If you received some preaching along those lines today, then you were fed a portion of  horse dung.  

Those things might be a problem in your life and maybe you do need to work on some of those things that you might have a better life, but what do those things have to do with faith in Christ?  Absolutely nothing.  You can get good advice on how to better yourself just about everywhere these days.

Those things (things that we ‘do’) are law things. The law will save no one. The law always accuses us. It’s demand is a perfect demand, to be fulfilled perfectly by the doer in every instance… and it doesn’t mean tomorrow…but right NOW.

If you heard those things at church today, you are in a place where there is NO GOSPEL. Just law. The law trumps the gospel in a place like that. They might know exactly what the gospel is, and they might even give you the gospel, but if they preached those things to you so that you might become better…then, while you weren’t looking, they ripped the gospel away from you and replaced it with horse dung wrapped in colored foil paper with a curly ribbon.

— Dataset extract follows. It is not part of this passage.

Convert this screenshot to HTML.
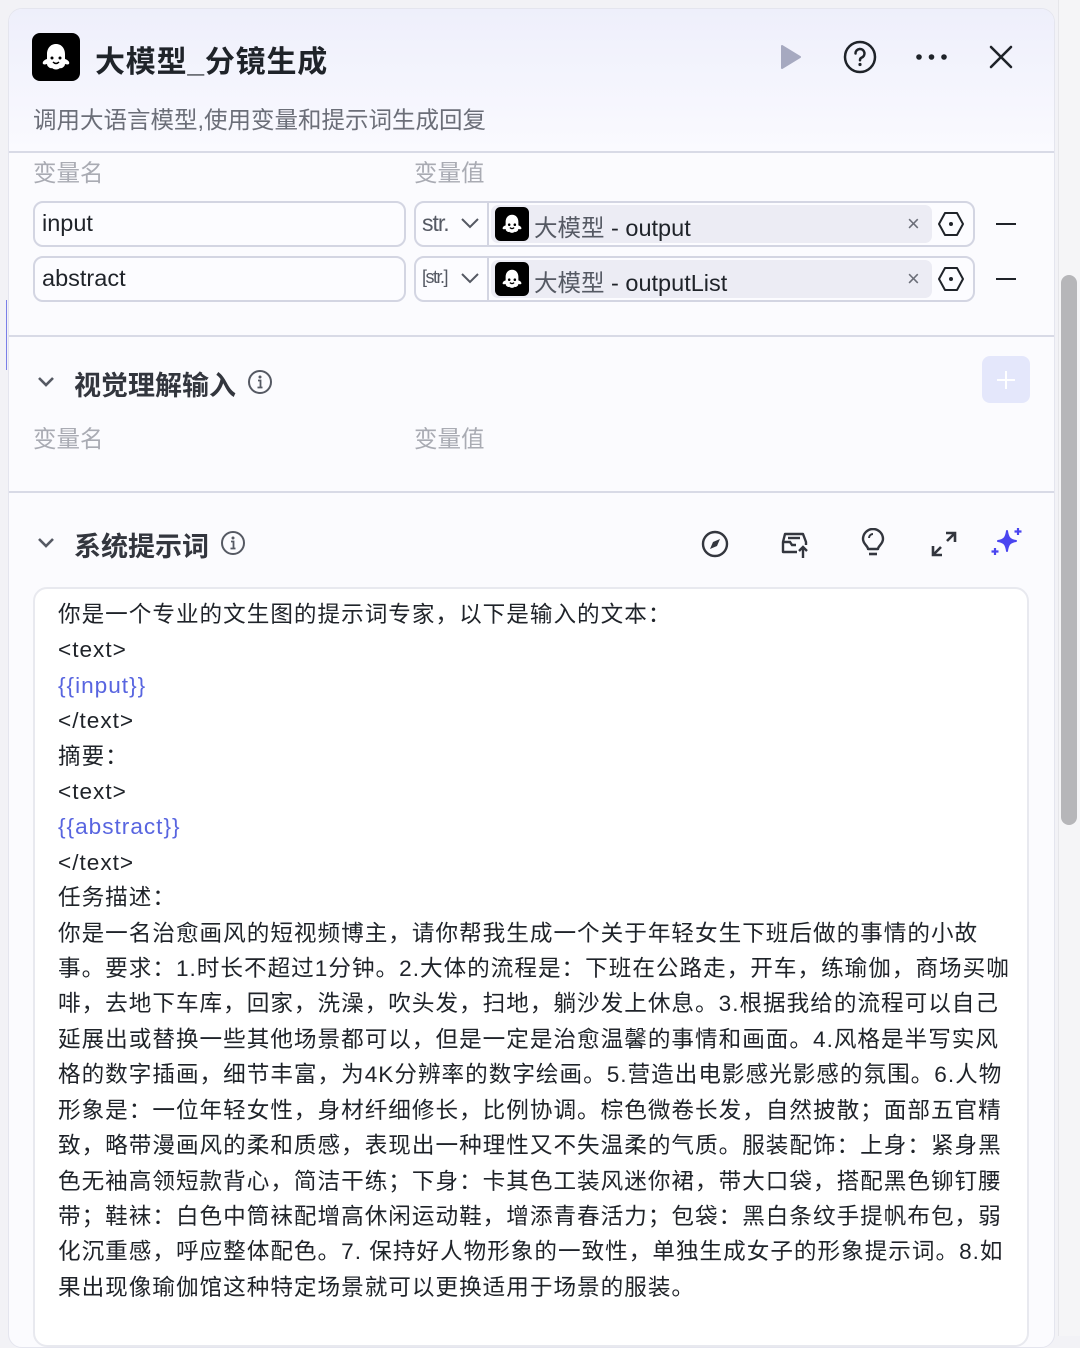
<!DOCTYPE html>
<html><head><meta charset="utf-8"><style>
*{margin:0;padding:0;box-sizing:border-box}
body{width:1080px;height:1336px;background:#f2f2f6;font-family:"Liberation Sans","Noto Sans CJK SC",sans-serif;color:#1f2329;position:relative;overflow:hidden}
.a{position:absolute}
.panel{left:8px;top:8px;width:1047px;height:1340px;background:#fbfbfe;border:1px solid #e4e5ee;border-radius:14px;overflow:hidden}
.hdr{left:0;top:0;width:1047px;height:144px;background:linear-gradient(#eeeffb,#fafaff);border-bottom:2px solid #d8dae6}
.lbl{color:#a9abb3;font-size:23.5px}
.inp{border:2px solid #d3d5e2;border-radius:10px;background:#fcfcff;height:46px}
.chip{background:#ececf4;border-radius:7px;height:38px}
.line{left:0;width:1047px;height:2px;background:#d8dae6}
.txt{left:58px;top:597px;font-size:22.6px;line-height:35.4px;white-space:nowrap;color:#1f2329;letter-spacing:1px}
.blue{color:#5865e0}
</style></head><body>
<div class="a" style="left:0;top:300px;width:7px;height:70px;border-right:1px solid #7a7fe8"></div>
<div class="a panel">
 <div class="a hdr"></div>
 <div class="a line" style="top:326px"></div>
 <div class="a line" style="top:482px"></div>
</div>
<div class="a" style="left:1058px;top:0;width:22px;height:1336px;background:#f5f5f7;border-left:1px solid #e6e6ea"></div>
<div class="a" style="left:1061px;top:275px;width:16px;height:550px;background:#b6b6b9;border-radius:8px"></div>

<svg class="a" style="left:32px;top:33px" width="48" height="48" viewBox="0 0 48 48"><rect width="48" height="48" rx="8" fill="#000"/><path d="M24 11c-6 0-9 5-9 10v5c-3 1-5 3-4 5 2 1 3 0 4 0 0 3 4 5 5 4 2 2 6 2 8 0 1 1 5-1 5-4 1 0 2 1 4 0 1-2-1-4-4-5v-5c0-5-3-10-9-10z" fill="#fff"/><circle cx="20" cy="25" r="1.5" fill="#000"/><circle cx="28" cy="25" r="1.5" fill="#000"/><path d="M21 29q3 3 6 0" stroke="#000" stroke-width="1.5" fill="none"/></svg>
<div class="a" style="left:95px;top:37px;font-size:30px;font-weight:bold;color:#1f2329;letter-spacing:0.8px">大模型_分镜生成</div>
<svg class="a" style="left:778px;top:44px" width="26" height="26"><path d="M4 2L22 13L4 24Z" fill="#a6a9c0" stroke="#a6a9c0" stroke-linejoin="round" stroke-width="2"/></svg>
<svg class="a" style="left:843px;top:40px" width="34" height="34" viewBox="0 0 34 34"><circle cx="17" cy="17" r="15" fill="none" stroke="#1f2329" stroke-width="2.5"/><path d="M12.5 13.5a4.5 4.5 0 1 1 6 4.2c-1.2.5-1.5 1.2-1.5 2.6" fill="none" stroke="#1f2329" stroke-width="2.5" stroke-linecap="round"/><circle cx="17" cy="24.5" r="1.6" fill="#1f2329"/></svg>
<svg class="a" style="left:914px;top:52px" width="36" height="10"><circle cx="5" cy="5" r="2.8" fill="#1f2329"/><circle cx="17.5" cy="5" r="2.8" fill="#1f2329"/><circle cx="30" cy="5" r="2.8" fill="#1f2329"/></svg>
<svg class="a" style="left:988px;top:44px" width="26" height="26"><path d="M3 3L23 23M23 3L3 23" stroke="#1f2329" stroke-width="2.6" stroke-linecap="round"/></svg>
<div class="a" style="left:33px;top:101px;font-size:23.5px;color:#6b6e78">调用大语言模型,使用变量和提示词生成回复</div>

<div class="a lbl" style="left:33px;top:154px">变量名</div>
<div class="a lbl" style="left:414px;top:154px">变量值</div>

<div class="a inp" style="left:33px;top:201px;width:373px"></div>
<div class="a" style="left:42px;top:210px;font-size:23.5px;color:#1f2329">input</div>
<div class="a inp" style="left:33px;top:256px;width:373px"></div>
<div class="a" style="left:42px;top:265px;font-size:23.5px;color:#1f2329">abstract</div>

<div class="a inp" style="left:414px;top:201px;width:561px"></div>
<div class="a inp" style="left:414px;top:256px;width:561px"></div>
<div class="a" style="left:487px;top:203px;width:2px;height:42px;background:#d3d5e2"></div>
<div class="a" style="left:487px;top:258px;width:2px;height:42px;background:#d3d5e2"></div>
<div class="a" style="left:422px;top:210px;font-size:23px;color:#555963;letter-spacing:-1px">str.</div>
<div class="a" style="left:422px;top:267px;font-size:18px;color:#555963;letter-spacing:-1.5px">[str.]</div>
<svg class="a" style="left:460px;top:216px" width="20" height="14"><path d="M2 3l8 8 8-8" fill="none" stroke="#555963" stroke-width="2"/></svg>
<svg class="a" style="left:460px;top:271px" width="20" height="14"><path d="M2 3l8 8 8-8" fill="none" stroke="#555963" stroke-width="2"/></svg>
<div class="a chip" style="left:491px;top:205px;width:441px"></div>
<div class="a chip" style="left:491px;top:260px;width:441px"></div>
<svg class="a" style="left:495px;top:207px" width="34" height="34" viewBox="0 0 48 48"><rect width="48" height="48" rx="8" fill="#000"/><path d="M24 11c-6 0-9 5-9 10v5c-3 1-5 3-4 5 2 1 3 0 4 0 0 3 4 5 5 4 2 2 6 2 8 0 1 1 5-1 5-4 1 0 2 1 4 0 1-2-1-4-4-5v-5c0-5-3-10-9-10z" fill="#fff"/><circle cx="20" cy="25" r="1.8" fill="#000"/><circle cx="28" cy="25" r="1.8" fill="#000"/><path d="M21 29q3 3 6 0" stroke="#000" stroke-width="1.8" fill="none"/></svg>
<svg class="a" style="left:495px;top:262px" width="34" height="34" viewBox="0 0 48 48"><rect width="48" height="48" rx="8" fill="#000"/><path d="M24 11c-6 0-9 5-9 10v5c-3 1-5 3-4 5 2 1 3 0 4 0 0 3 4 5 5 4 2 2 6 2 8 0 1 1 5-1 5-4 1 0 2 1 4 0 1-2-1-4-4-5v-5c0-5-3-10-9-10z" fill="#fff"/><circle cx="20" cy="25" r="1.8" fill="#000"/><circle cx="28" cy="25" r="1.8" fill="#000"/><path d="M21 29q3 3 6 0" stroke="#000" stroke-width="1.8" fill="none"/></svg>
<div class="a" style="left:534px;top:209px;font-size:23.5px;color:#1f2329"><span style="color:#555963">大模型</span> - output</div>
<div class="a" style="left:534px;top:264px;font-size:23.5px;color:#1f2329"><span style="color:#555963">大模型</span> - outputList</div>
<div class="a" style="left:907px;top:211px;font-size:22px;color:#6b6e78">×</div>
<div class="a" style="left:907px;top:266px;font-size:22px;color:#6b6e78">×</div>
<svg class="a" style="left:937px;top:210px" width="28" height="28"><path d="M8 3h12l6 11-6 11H8L2 14z" fill="none" stroke="#1f2329" stroke-width="2" stroke-linejoin="round"/><circle cx="14" cy="14" r="2" fill="#1f2329"/></svg>
<svg class="a" style="left:937px;top:265px" width="28" height="28"><path d="M8 3h12l6 11-6 11H8L2 14z" fill="none" stroke="#1f2329" stroke-width="2" stroke-linejoin="round"/><circle cx="14" cy="14" r="2" fill="#1f2329"/></svg>
<div class="a" style="left:996px;top:223px;width:20px;height:2px;background:#1f2329"></div>
<div class="a" style="left:996px;top:278px;width:20px;height:2px;background:#1f2329"></div>

<svg class="a" style="left:36px;top:374px" width="20" height="16"><path d="M3 4l7 7 7-7" fill="none" stroke="#555963" stroke-width="2.6"/></svg>
<div class="a" style="left:74px;top:364px;font-size:27px;font-weight:bold;color:#33363e">视觉理解输入</div>
<svg class="a" style="left:247px;top:369px" width="26" height="26"><circle cx="13" cy="13" r="11" fill="none" stroke="#555963" stroke-width="2"/><circle cx="13" cy="8" r="1.5" fill="#555963"/><path d="M11 11.5h2.5v7M10.5 18.5h5" stroke="#555963" stroke-width="1.8" fill="none"/></svg>
<div class="a" style="left:982px;top:356px;width:48px;height:47px;background:#e4e7fb;border-radius:8px"></div>
<svg class="a" style="left:994px;top:368px" width="24" height="24"><path d="M12 3v18M3 12h18" stroke="#fff" stroke-width="2"/></svg>
<div class="a lbl" style="left:33px;top:420px">变量名</div>
<div class="a lbl" style="left:414px;top:420px">变量值</div>

<svg class="a" style="left:36px;top:535px" width="20" height="16"><path d="M3 4l7 7 7-7" fill="none" stroke="#555963" stroke-width="2.6"/></svg>
<div class="a" style="left:74px;top:525px;font-size:27px;font-weight:bold;color:#33363e">系统提示词</div>
<svg class="a" style="left:220px;top:530px" width="26" height="26"><circle cx="13" cy="13" r="11" fill="none" stroke="#555963" stroke-width="2"/><circle cx="13" cy="8" r="1.5" fill="#555963"/><path d="M11 11.5h2.5v7M10.5 18.5h5" stroke="#555963" stroke-width="1.8" fill="none"/></svg>

<svg class="a" style="left:700px;top:529px" width="30" height="30"><circle cx="15" cy="15" r="12" fill="none" stroke="#33363e" stroke-width="2.4"/><path d="M20 10l-7 3-3 7 7-3z" fill="#33363e"/></svg>
<svg class="a" style="left:779px;top:528px" width="32" height="32"><path d="M6 6h18l3 8v10H4V14z" fill="none" stroke="#33363e" stroke-width="2.4" stroke-linejoin="round"/><path d="M4 14h7l2 3h4" fill="none" stroke="#33363e" stroke-width="2.4"/><path d="M9 10h12" stroke="#33363e" stroke-width="2.4"/><rect x="18" y="17" width="14" height="15" fill="#fbfbfe"/><path d="M24 30V20M20 23l4-4 4 4" fill="none" stroke="#33363e" stroke-width="2.4"/></svg>
<svg class="a" style="left:859px;top:528px" width="28" height="32"><path d="M9 21c0-3-5-5-5-10a10 10 0 0 1 20 0c0 5-5 7-5 10z" fill="none" stroke="#33363e" stroke-width="2.4" stroke-linejoin="round"/><path d="M10 26h8" stroke="#33363e" stroke-width="2.6"/><path d="M10 10a4 4 0 0 1 4-4" fill="none" stroke="#33363e" stroke-width="2"/></svg>
<svg class="a" style="left:929px;top:529px" width="30" height="30"><path d="M17 4h9v9M26 4l-8 8M13 26H4v-9M4 26l8-8" fill="none" stroke="#33363e" stroke-width="2.6"/></svg>
<svg class="a" style="left:990px;top:527px" width="34" height="32"><path d="M17 4c1 7 3 9 9 10-6 1-8 3-9 10-1-7-3-9-9-10 6-1 8-3 9-10z" fill="#4a45f0" stroke="#4a45f0" stroke-width="2" stroke-linejoin="round"/><path d="M28 1v7M24.5 4.5h7M5 21v7M1.5 24.5h7" stroke="#4a45f0" stroke-width="2.2"/></svg>

<div class="a" style="left:33px;top:587px;width:996px;height:760px;background:#fff;border:2px solid #e8e9ef;border-radius:14px"></div>
<div class="a txt">你是一个专业的文生图的提示词专家，以下是输入的文本：<br>&lt;text&gt;<br><span class="blue">{{input}}</span><br>&lt;/text&gt;<br>摘要：<br>&lt;text&gt;<br><span class="blue">{{abstract}}</span><br>&lt;/text&gt;<br>任务描述：<br>你是一名治愈画风的短视频博主，请你帮我生成一个关于年轻女生下班后做的事情的小故<br>事。要求：1.时长不超过1分钟。2.大体的流程是：下班在公路走，开车，练瑜伽，商场买咖<br>啡，去地下车库，回家，洗澡，吹头发，扫地，躺沙发上休息。3.根据我给的流程可以自己<br>延展出或替换一些其他场景都可以，但是一定是治愈温馨的事情和画面。4.风格是半写实风<br>格的数字插画，细节丰富，为4K分辨率的数字绘画。5.营造出电影感光影感的氛围。6.人物<br>形象是：一位年轻女性，身材纤细修长，比例协调。棕色微卷长发，自然披散；面部五官精<br>致，略带漫画风的柔和质感，表现出一种理性又不失温柔的气质。服装配饰：上身：紧身黑<br>色无袖高领短款背心，简洁干练；下身：卡其色工装风迷你裙，带大口袋，搭配黑色铆钉腰<br>带；鞋袜：白色中筒袜配增高休闲运动鞋，增添青春活力；包袋：黑白条纹手提帆布包，弱<br>化沉重感，呼应整体配色。7. 保持好人物形象的一致性，单独生成女子的形象提示词。8.如<br>果出现像瑜伽馆这种特定场景就可以更换适用于场景的服装。</div>
</body></html>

Those things are law things. There is no life in law things. Things that demand. No life. Yes, maybe in the short term you will see improvement. But in the long run, only death will result from a diet of law.  St. Paul himself referred to the 10 Commandments as “the ministry of death”.  And law things are NOT ONLY the 10 Commandments, but every single demand that your existence places upon you. All of it is law. God’s law.

So, if you want to be a big fan of Moses and the Law, in order that you might progress higher and higher up the Christian ladder of obedience and spirituality…I wish you a lot of luck. You will need it. In the end, you’ll only become despairing of your Christian life, or you will become prideful in it. And then, you are in BIG Trouble, with a capital ‘T’.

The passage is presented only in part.